The LFF has always been a weird one. A major film festival, in a major city that is quite meaningless. It has no awards (not really) nor market so it has no meaning critically (like Sundance, Berlin, San Sebastian or Venice for example) nor financially (Toronto, Cannes). It is unbelievably broad, there are a vast, quite unwieldy amount of films being shown from all around the world in all different styles, so it doesn't even have the boutique cachet that New York, or Edinburgh for example, possess. And because the amount of British films - most of them documentaries or for TV but bumped to the festival due to a drought of product - barely fit on one double-page (there are twice as many French films on show) it doesn't even have any national significance.

However the festival is always well-attended and broadly caters to a population that loves film. Unfocussed, incoherent, low-impact, poor domestic product, hugely focussed on work from abroad and attended by eager audiences - a fitting festival for the home of the British film industry.

But, I digress. One of the good things about the LFF's wide selection is that you can catch alot of things that you simply wouldn't otherwise see. So I always take the opportunity to do so. So far I've seen 8 films. Only one has been good. And it was very good indeed. But that's not what I want to discuss. I want to discuss one of the bad ones. A very bad one. A silly, prissy, preening little film that falls into a category of bad films I hold a great fondness for: puffed-up pieces of self-important drivel that hold a self-esteem so misplaced that they're actually quite insane.

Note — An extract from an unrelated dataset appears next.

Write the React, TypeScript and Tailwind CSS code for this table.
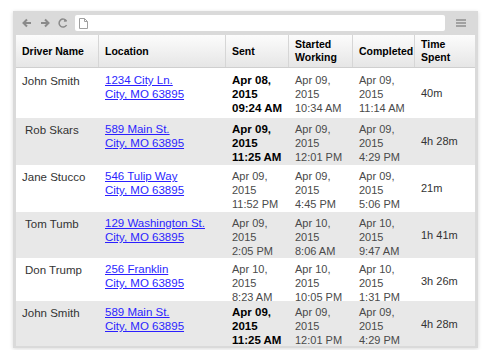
import React from 'react';

interface Stamp {
  date: string;
  year: string;
  time: string;
}

interface Job {
  driver: string;
  indent?: boolean;
  street: string;
  sent: Stamp;
  sentBold: boolean;
  started: Stamp;
  completed: Stamp;
  spent: string;
  grey: boolean;
  height: string;
}

const jobs: Job[] = [
  {
    driver: 'John Smith',
    street: '1234 City Ln.',
    sent: { date: 'Apr 08,', year: '2015', time: '09:24 AM' },
    sentBold: true,
    started: { date: 'Apr 09,', year: '2015', time: '10:34 AM' },
    completed: { date: 'Apr 09,', year: '2015', time: '11:14 AM' },
    spent: '40m',
    grey: false,
    height: 'h-[49px]',
  },
  {
    driver: 'Rob Skars',
    indent: true,
    street: '589 Main St.',
    sent: { date: 'Apr 09,', year: '2015', time: '11:25 AM' },
    sentBold: true,
    started: { date: 'Apr 09,', year: '2015', time: '12:01 PM' },
    completed: { date: 'Apr 09,', year: '2015', time: '4:29 PM' },
    spent: '4h 28m',
    grey: true,
    height: 'h-[47px]',
  },
  {
    driver: 'Jane Stucco',
    street: '546 Tulip Way',
    sent: { date: 'Apr 09,', year: '2015', time: '11:52 PM' },
    sentBold: false,
    started: { date: 'Apr 09,', year: '2015', time: '4:45 PM' },
    completed: { date: 'Apr 09,', year: '2015', time: '5:06 PM' },
    spent: '21m',
    grey: false,
    height: 'h-[47px]',
  },
  {
    driver: 'Tom Tumb',
    indent: true,
    street: '129 Washington St.',
    sent: { date: 'Apr 09,', year: '2015', time: '2:05 PM' },
    sentBold: false,
    started: { date: 'Apr 10,', year: '2015', time: '8:06 AM' },
    completed: { date: 'Apr 10,', year: '2015', time: '9:47 AM' },
    spent: '1h 41m',
    grey: true,
    height: 'h-[46px]',
  },
  {
    driver: 'Don Trump',
    indent: true,
    street: '256 Franklin',
    sent: { date: 'Apr 10,', year: '2015', time: '8:23 AM' },
    sentBold: false,
    started: { date: 'Apr 10,', year: '2015', time: '10:05 PM' },
    completed: { date: 'Apr 10,', year: '2015', time: '1:31 PM' },
    spent: '3h 26m',
    grey: false,
    height: 'h-[43px]',
  },
  {
    driver: 'John Smith',
    street: '589 Main St.',
    sent: { date: 'Apr 09,', year: '2015', time: '11:25 AM' },
    sentBold: true,
    started: { date: 'Apr 09,', year: '2015', time: '12:01 PM' },
    completed: { date: 'Apr 09,', year: '2015', time: '4:29 PM' },
    spent: '4h 28m',
    grey: true,
    height: 'h-[45px]',
  },
];

const cols = 'grid grid-cols-[83px_127px_63px_64px_62px_59px]';

const StampCell: React.FC<{ stamp: Stamp; bold?: boolean }> = ({ stamp, bold }) => (
  <div
    className={
      bold
        ? 'px-[6px] pt-[4px] text-[11.5px] leading-[14px] font-bold text-black'
        : 'px-[6px] pt-[4px] text-[11px] leading-[14px] text-[#4a4a4a]'
    }
  >
    <div>{stamp.date}</div>
    <div>{stamp.year}</div>
    <div>{stamp.time}</div>
  </div>
);

const Toolbar = () => (
  <div className="flex items-center h-[24px] pl-[5px] pr-[8px] gap-[6px]">
    <svg width="12" height="12" viewBox="0 0 12 12" className="text-[#8a8a8a]">
      <path d="M10 6H3M6 2.5L2.5 6 6 9.5" stroke="currentColor" strokeWidth="2" fill="none" />
    </svg>
    <svg width="12" height="12" viewBox="0 0 12 12" className="text-[#8a8a8a]">
      <path d="M2 6h7M6 2.5L9.5 6 6 9.5" stroke="currentColor" strokeWidth="2" fill="none" />
    </svg>
    <svg width="12" height="12" viewBox="0 0 12 12" className="text-[#8a8a8a]">
      <path d="M9.5 4A4 4 0 1 0 9.6 8" stroke="currentColor" strokeWidth="1.5" fill="none" />
      <path d="M7.5 1.5L10 4.5 6.8 4.8Z" fill="currentColor" />
    </svg>
    <div className="flex-1 h-[16px] bg-white rounded-[2px] flex items-center pl-[4px]">
      <svg width="9" height="11" viewBox="0 0 9 11">
        <path d="M0.5 0.5h5l3 3v7h-8z M5.5 0.5v3h3" stroke="#a0a0a0" strokeWidth="1" fill="#fff" />
      </svg>
    </div>
    <svg width="12" height="10" viewBox="0 0 12 10" className="ml-[4px]">
      <path d="M1 2h10M1 5h10M1 8h10" stroke="#8f8f8f" strokeWidth="1.3" />
    </svg>
  </div>
);

export default function App() {
  return (
    <div className="w-[493px] h-[350px] bg-white pt-[11px] pl-[13px] font-['Liberation_Sans',Arial,sans-serif]">
      <div className="w-[465px] h-[337px] bg-[#dadada] px-[3px] pb-[2px] shadow-[0_1px_4px_rgba(0,0,0,0.15)] flex flex-col">
        <Toolbar />
        <div className="bg-white flex-1 overflow-hidden">
          <div
            className={`${cols} h-[33px] bg-gradient-to-b from-[#fcfcfc] to-[#e6e6e6] border-b border-[#cfcfcf] text-[10.5px] leading-[13px] font-bold text-black`}
          >
            {['Driver Name', 'Location', 'Sent', 'Started Working', 'Completed', 'Time Spent'].map(
              (h, i) => (
                <div
                  key={h}
                  className={
                    i < 5
                      ? 'flex items-center px-[6px] border-r border-[#d6d6d6]'
                      : 'flex items-center px-[6px]'
                  }
                >
                  <span className={i === 3 || i === 5 ? 'w-[45px]' : ''}>{h}</span>
                </div>
              )
            )}
          </div>
          <div className="h-[1px]" />
          {jobs.map((job, i) => (
            <div key={i} className={`${cols} ${job.height} ${job.grey ? 'bg-[#e8e8e8]' : 'bg-white'}`}>
              <div
                className={`${job.indent ? 'pl-[9px]' : 'pl-[6px]'} pt-[5px] text-[11.5px] leading-[14px] text-[#333]`}
              >
                {job.driver}
              </div>
              <div className="px-[6px] pt-[4px] text-[11.5px] leading-[14px]">
                <a href="#" className="text-[#2b1fff] underline underline-offset-[1px] block w-fit">
                  {job.street}
                </a>
                <a href="#" className="text-[#2b1fff] underline underline-offset-[1px] block w-fit">
                  City, MO 63895
                </a>
              </div>
              <StampCell stamp={job.sent} bold={job.sentBold} />
              <StampCell stamp={job.started} />
              <StampCell stamp={job.completed} />
              <div className="px-[6px] flex items-center text-[11px] text-[#333]">{job.spent}</div>
            </div>
          ))}
        </div>
      </div>
    </div>
  );
}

This film is called 'Bee Season' and it is directed by Scott McGehee and David Siegel whose 'Suture' I adore and 'The Deep End' I think is very good indeed. McGehee and Siegel specialize in rigorously conceptual post modern, philosophically aware genre pieces - thrillers and melodrama - which are always executed with great and studied technical elan. The thing about making philosophically aware movies is that when you're on-point, that's great. But if you've misjudged - then you turn in a masterpiece of delusion.

'Bee Season' stars Richard Gere as brilliant professor of the Kabbalah who discovers that his 10 year old daughter has inherited from him a mystical understanding of words that enables her to do very well at spelling bees. Gere's wife is the beautiful-but-troubled Juliet Binoche who is undergoing some sort of mid-life crisis in which she breaks into people's seaview-facing, blue-lit Bay Area homes to steal decorative glassware in order to "build the poetry of light". She ends up getting sectioned. Binoche and Gere's son is Max Minghella who is a rebellious teenager who rebels against his father by getting cruised in the park by devoted Hindu Kate Bosworth and joining the Hare Krishnas. For some reason he does not try to fuck Kate Bosworth which, at the age of 18, would be the only reason why you would let Kate Bosworth take you to an ashram. Unless, of course, you yourself are going through an psychic crisis which playing even your father's recommended violin sonatas cannot solve.

There's a scene early on where the silver-haired Gere - looking like a particularly famed eyeware model in his wire frames and artfully rumpled corduroy jacket - spends 5 minutes pontificating on the Kabbalistic concept of Tikkun to a class of haloed adoring students - and I knew right then something was awry. "Yes, I'm the world's most famous Tibetan buddhist", you could hear Gere explaining to his directors from deep within the Zendo of his Winnebego, "but something about how you've written the spirituality of the Kabbala really speaks to me on a very deep level". ["On a very deep level" is a phrase that will have been used liberally by all involved with the making of this film]. By the time Gere has his secret Kabbalist manual out and is screaming at his daughter "Let the breath of god fill you!" while she enters a mystic trance state surround by beautifully rendered CGI Alephs and origami birds you know you're entering the deep end.

And, of all the actors to be telling beautifully photogenic ten year olds with dew eyes and vaginal beesting lips to "let the breath of god fill you", Richard Gere is one the least appropriate.

Gere's performance is simply extraordinary. It's like he's playing a Ralph Lauren model playing Richard Gere playing a champion Kabbalist who's going through an existential crisis. There are moments in the film where he has to play confused and desperate and comes off like he's ready to get nasty. On the edge of breakdown, trying to understand his wife's poetry-inspired kleptomania he looks like he's about mindtrip her for fucking with his flow. Perhaps Gere's performance is another of Siegel and McGehee's post modern games (I was always half-convinced that Kidman and Cruise's performances in Eyes Wide Shut was just one big parting joke on the star system by Stanley Kubrick) - but I'm not sure if even they are that advanced yet.

The film is an endless kalaidoscope of ridiculously beautiful actors playing 'real people with real - Kabbala induced - problems', magnificently graceful shots, disquisitions on philosophy held over omelette in artfully lit kitchens, Richard Gere crying in his SUV and Kate Bosworth looking like hindi Barbie in diaphanous orange robes and a vacant David Koresh smirk.

It is a film based on a critically aclaimed novel that was both "lyrical" and "magical". It is a fil about the mystical properties of letters that starts with a 5 minute sequence of a helicopter flying the letter 'A' over San Fransisco Bay. It is a film that has Juliet Binoche, sunken eyed and powder pale in the corridor of a mental institution, saying "Words, words, words! That's all you say but... {sotto; tearful; beat} They mean nothing!" And it has a photogenic ten year old girl with vaginal beesting lips suffering an Excorcist-like fit in a hotel room because she read too much of her dad's doctorate on the Kabbala and got hepped-up on the Breath of God.


It is a film of many many properties, none of them magical nor mystical. However, whatever else I may think - I cannot say I didn't enjoy it.